On 19 December 1916, just before Christmas in the last December of the Romanov empire, a corpse bobbed to the surface of the Malaya Nevka river in Petrograd. Ice-encrusted with a mutilated face. But the most startling thing was its hands. Its bound hands were raised. For there under the icy water that extraordinary individual, although beaten and shot, had still been alive, had still been trying to break free of his fetters. And, as the police would later write in their report, great numbers of people hurried down to the river with flasks, jugs, and buckets.

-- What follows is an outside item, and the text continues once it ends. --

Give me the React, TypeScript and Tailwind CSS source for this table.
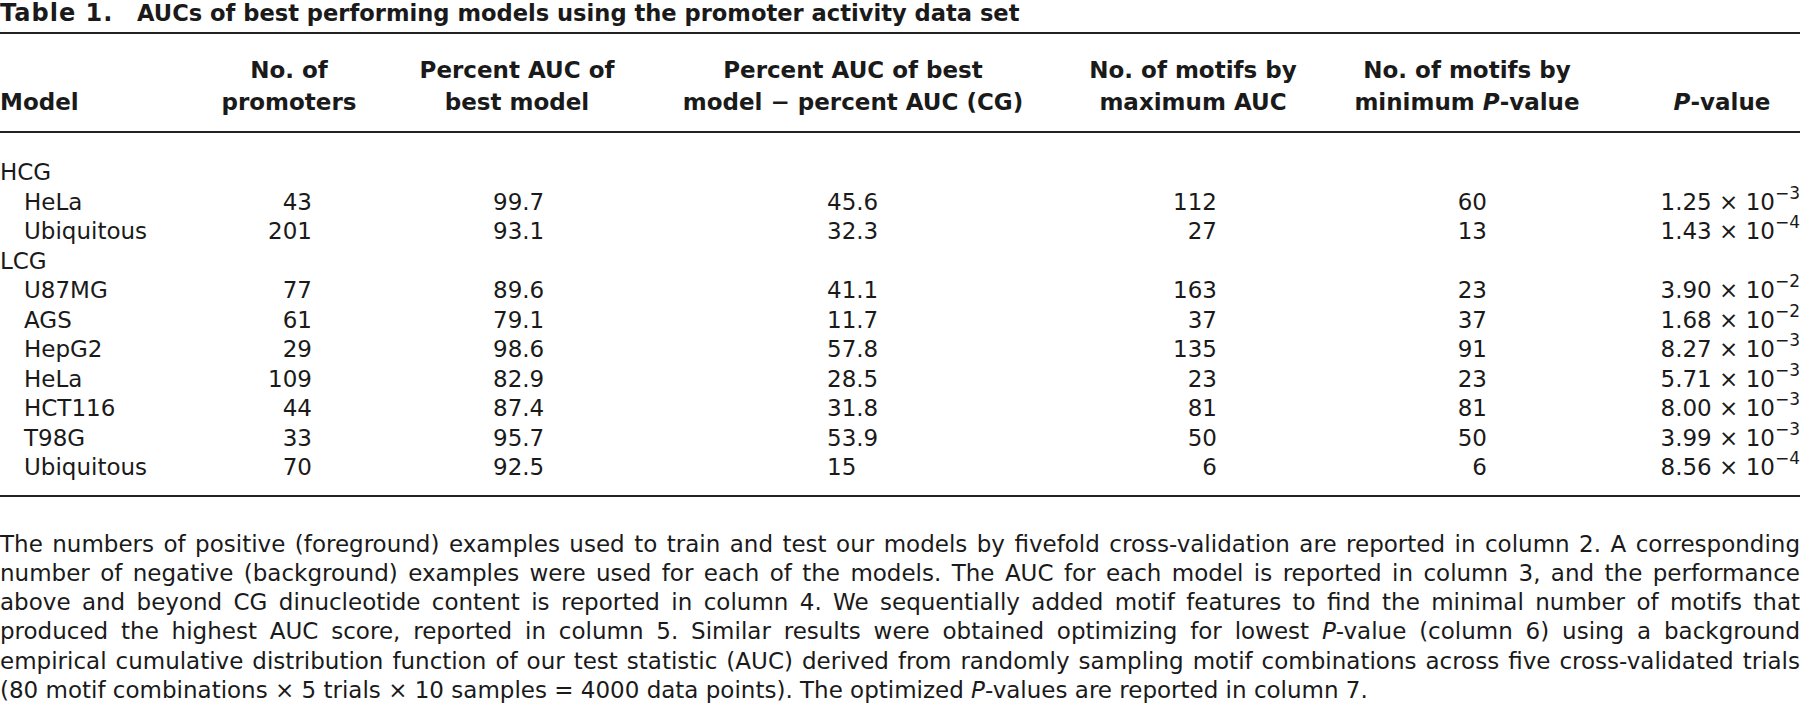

To ladle up the water in which the awful body had just been floating. They wanted to scoop up with the water the deceased’s diabolical, improbable strength, of which all Russia had heard.

I had always been afraid to write about him. And not just because it is a subject that somehow smacks of pulp fiction — Rasputin, after all, is one of the most popular myths of twentieth-century mass culture. I had been afraid to write about him because I did not understand him. Even though I had read a great many conscientious books about him. For under the researchers’ pens the most important thing had vanished: his mystery. At best, he remained a crude bearded peasant rushing about Petrograd like some Henry Miller character with his phallus steaming.

Nevertheless, everything about him is unstable and mysterious. His face, left behind in numerous photographs, is described in much the same way by those who saw him: the wrinkled, sunburned, weather-beaten face of a middle-aged Russian peasant. A narrow face with a large, irregular nose, thick sensual lips, and a long beard. His hair is parted down the middle and combed across his forehead to conceal (as his daughter would write) an odd little bump reminiscent of a budding horn. His eyes, also described in much the same way by the various witnesses, attract even in the photographs: ‘The instantly blazing, magnetic gaze of his light-coloured eyes in which
not merely the pupil but the whole eye stares’ (Zhukovskaya); ‘deep-set unendurable eyes’ (Dzhanumova); ‘the hypnotic power shining in his exceptional eyes’ (Khvostov).

But no sooner do the witnesses depart from the photographs than the mystery begins. Amusingly, they describe him in entirely different ways. I enjoyed writing down the various descriptions left by people: ‘tall’, ‘short’, ‘neat in a peasant way’, ‘filthy and sloppy’, ‘slender’, ‘stocky with broad shoulders’. The singer Belling, who saw Rasputin many times, writes of his rotten teeth and foul breath. Yet the writer Zhukovskaya, who knew him extremely well, tells us that ‘his teeth were perfect and complete down to the very last one, and his breath was absolutely fresh; white teeth for chewing, as strong as a beast’s.’ ‘His mouth was very large, and instead of teeth you saw something like blackened stumps in it,’ wrote his secretary, Simanovich. But his admirer Sazonov, who visited Rasputin many times, saw ‘strong white teeth’.